6. Prior to the present amendment, the provisions relating to modification/revocation of suspension order were contained in Rule 10(5) (c) read with Rule 10(5)(a). The said rule docs not prescribe a time limit for review. The executive instructions issued by the Central Government provided for follow up action, review of suspension and revoking of suspension.

DoPT, O.M. dated 16.12.1972 is as follows:

“The Administrative Reforms Commission, in their Report on Personnel Administration have made the following observations in Chapter IX (Conduct and Discipline) of the Report:

Officials remain, at present, under suspension of considerably long periods because of the delays in the decision of their cases. Instructions exist that, as far as possible, investigation in disciplinary cases should be completed and a charge-sheet filed in the Court of law in cases of prosecution or the memorandum of charges served in the ease of departmental proceedings, within a period of six months, if cases arc likely to be delayed, the question of revocation of the suspension order should be examined. These instructions have not been followed in very many cases, and this indicates a lack of a sense of urgency among those handling the cases.

We recommend that no person should ordinarily be kept under suspension for a period of more than three months except in cases pending in the Courts. If reinstatement of the officials is considered to be fraught with risk of evidence of the departmental case being tampered with or the departmental proceedings being hampered, the official should be transferred to any other place where no such risk exists. Approval of a higher authority should be obtained for keeping official under suspension beyond the period of three months.

2. This recommendation has been examined by the Government. The Ministry of Home Affairs (now Department of Personnel) Office Memorandum No. 221/18/65-AVD, dated the 7th September, 1965, had already emphasised the need for quick disposal of cases of Government servants under suspension and it was desired in particular that the investigation in such cases should be completed, and a charge-sheet filed in the Court cases of departmental proceedings, within six months.
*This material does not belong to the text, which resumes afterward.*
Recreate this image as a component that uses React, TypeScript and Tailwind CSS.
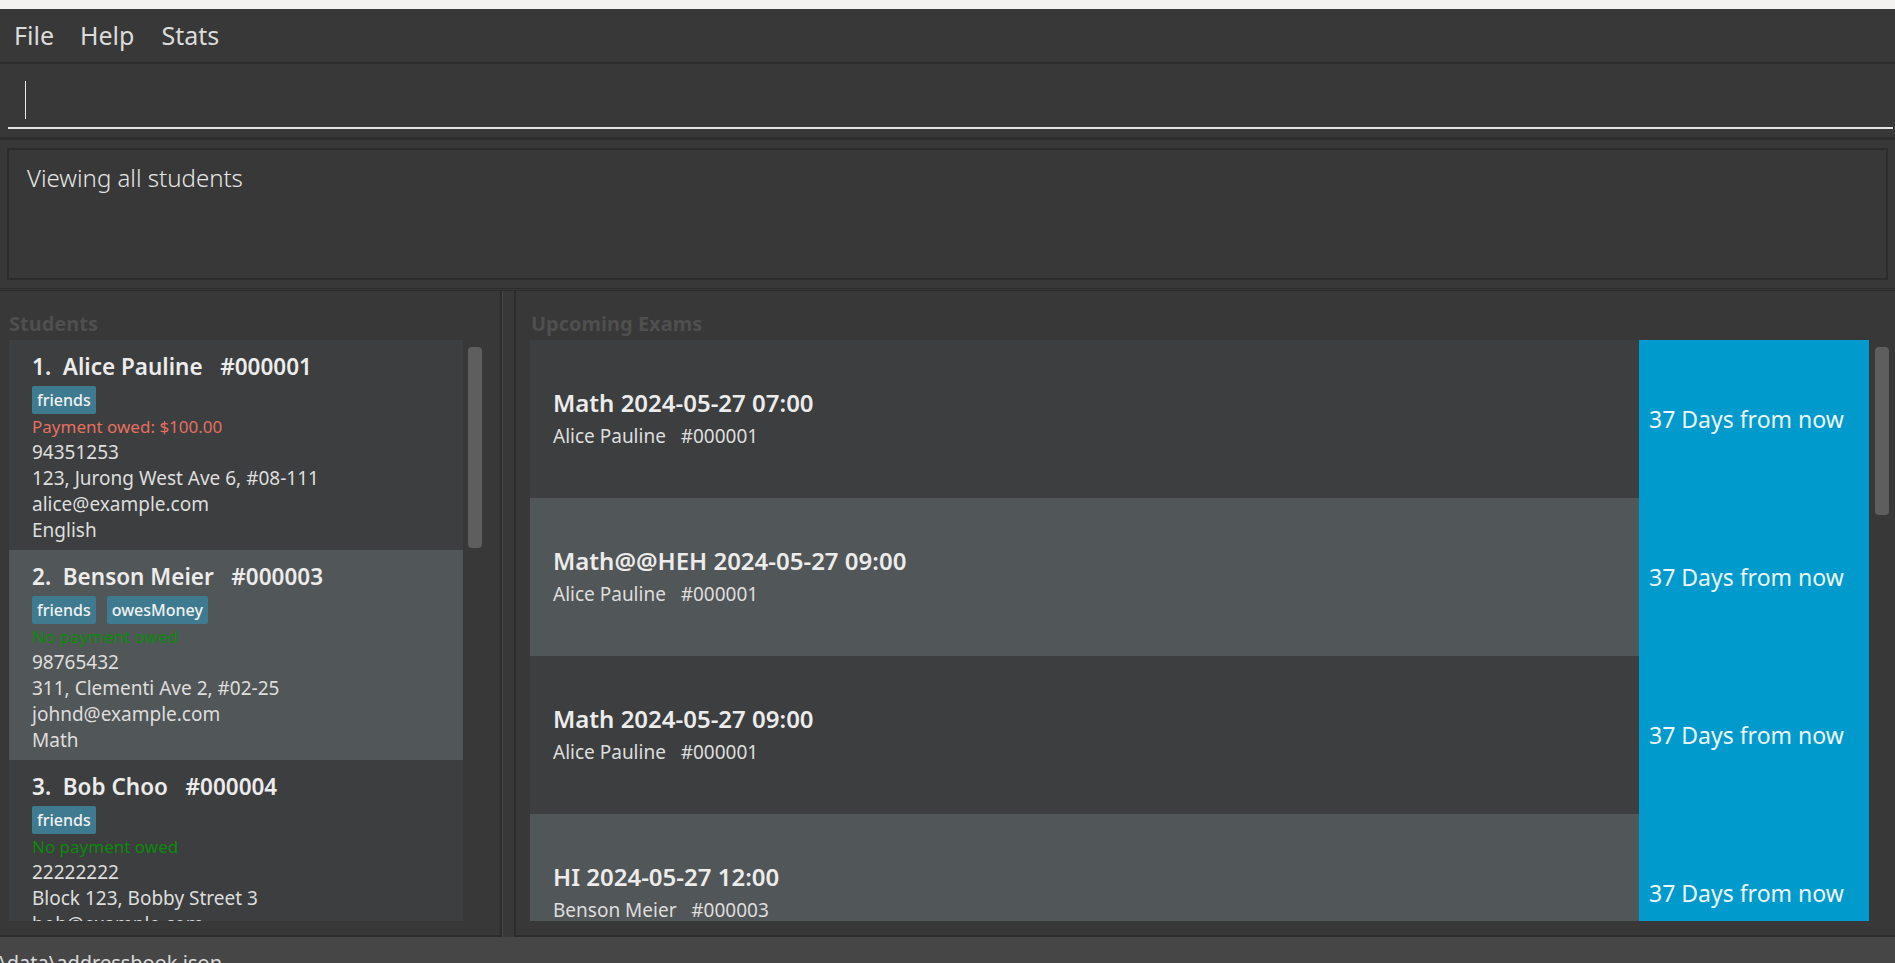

These instructions were further elaborated in the Department of Personnel, Office Memorandum No. 39/39/70-Estt. (A), dated 4th February, 1971, as a result of discussion in the National Council of the Joint Consultative Machinery. It was laid down in these instructions that every effort should be made to file the charge sheet in Court or serve the charge sheet on the Government servant, as the case may be, within three months of the date of suspension and in cases in which it might not be possible to do so, the Disciplinary Authority should report the matter to the next higher authority explaining the reasons for the delay.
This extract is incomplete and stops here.